Рыцарь представляет собой — по крайней мере, в идеале — высшую, видоизменённую форму воина, хотя, конечно, каждый рыцарь в отдельности не был сверхчеловеком. Значение идеала рыцарства для тех времён выражено поэтами в образах короля Артура и рыцарей Круглого стола: рыцари были возвышеннее, благороднее и порядочнее обычных людей. Требования к ним были немалые: сила и мастерство владеть оружием, отвага, доблесть и преданность, но не только феодалу (хотя ему в первую очередь), но и друзьям; благородное отношение распространялось и на врагов. За этими требованиями кроется глубокая религиозная идея. Круглый стол короля Артура можно рассматривать как символ развивающегося христианского сознания первого тысячелетия. В те дни распространение христианства было важнейшей цивилизационной задачей, нужно было подавлять первобытную бессознательную жестокость языческих народов. Это придавало высшее значение агрессивной мужественности христианских рыцарей, поставленной на службу благородным идеалам и высшей степени сознательности.

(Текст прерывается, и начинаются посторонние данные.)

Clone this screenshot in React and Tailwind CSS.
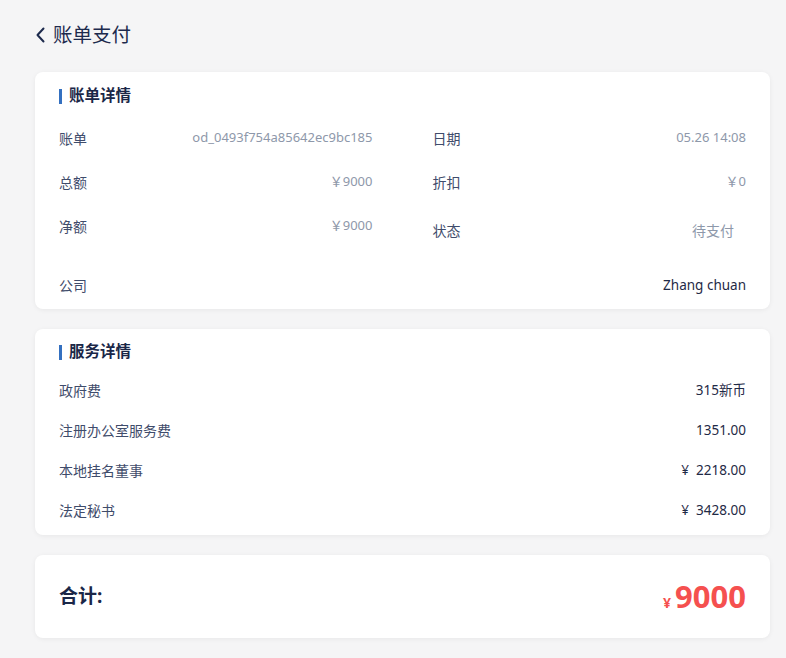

В XII веке христианство достигло наивысшего расцвета, и особого смысла продолжать религиозные завоевания вроде бы не было. Христианство было преобладающей религией, его авторитет поддерживался оружием, и его принятие уже не было результатом глубочайшего внутреннего убеждения, как во времена гонений на христиан. Нередки были случаи, когда вслед за королём или правителем крестились и все его вассалы, как нечто само собой разумеющееся. Обращение гораздо чаще происходило из соображений практических, а не религиозных: например, из надежды, что новый бог окажется сильнее и полезнее в трудных ситуациях, чем старые. Именно по этой причине, например, в 496 году крестился франкский король Кловис I. Немецкий монах Цезарий фон Гейстербах[95]
писал, что многие обратились благодаря божественному зову, иные через проповедь и набожный пример, тогда как другие были побуждаемы злыми духами или неосмотрительностью. Бесчисленное количество людей стремилось вступить в орден из-за тех или иных болезненных обстоятельств, таких как болезнь, бедность, пленение, стыд за прошлые ошибки, угроза жизни, страх перед муками ада или тоска по небесным землям. Следует также принять во внимание, что хотя англо-саксы были христианизированы уже в шестом и седьмом столетиях, это не относилось к норманнам. Ролло, первый герцог Нормандский, был крещен в 912 г., согласно истории Нормандии Ордерика Виталия[96] а на его похоронах все равно были сделаны жертвоприношения старым богам. Это было за сто с половиной лет до завоевания Британии Вильгельмом Завоевателем и за два с половиной столетия до написания нашей истории. Таким образом, в XII и XIII столетиям англо-норманнский мир был все еще близок к язычеству.Религия столь духовная, как христианство, не могла быть быстро ассимилирована примитивной ментальностью западных и северных народов того времени. Это было ясно уже Григорию Великому, который отправил Августина с миссией к англо-саксам: он советовал Августину действовать постепенно и не уничтожать старые святилища, а чтить их, чтобы люди могли собираться с привычных местах, хотя теперь и для службы истинному Богу. «Ибо очевидно, что невозможно сразу же очистить грубый и некультурный дух, подобно тому, как взбирающийся на высоты двигается шаг за шагом, а не прыжками и скачками». Рассмотренная под таким углом, великая духовная задача по реализации христианского идеала падает на христианское рыцарство.
Путь Парсифаля приводит его к учителю, Жорнеману де Гоорту (Гурнеманцу, согласно Вольфраму фон Эшенбаху), который наставляет его в боевом искусстве и рыцарских добродетелях и говорит, что тот уже взрослый, чтобы все еще держаться за материнский передник. Он также внушает ему, что юноша не должен задавать много вопросов — совет, который будет иметь судьбоносные последствия. Так Парсифалю дано понять, что он уже не ребенок и должен вести себя соответствующе. После этих инструкций Жорнеман посвящает его в рыцари[97]
:«Et dit que donee li a La plus haute ordre avuec Vespee Que Deus etfeite et commandée C'est Vordre de chevalerie, Qui doit estre sanz vilenie».
«И сказал, что дал ему мечом, который создал и посвятил Господь, величайшее звание. Это звание рыцаря. И оно не должно быть посрамлено».
Достигнув своей первой цели — став рыцарем — Парсифаль готовится покинуть своего наставника, представляющего отцовскую фигуру, который с радостью оставил бы мальчика при себе. Но Парсифаль решает двигаться дальше по пути в мир, чтобы найти свою мать, потому что вспоминает, что во время его отъезда она упала на мосту. Это тонкий психологический момент, вставленный Кретьеном и которого нет у Вольфрама.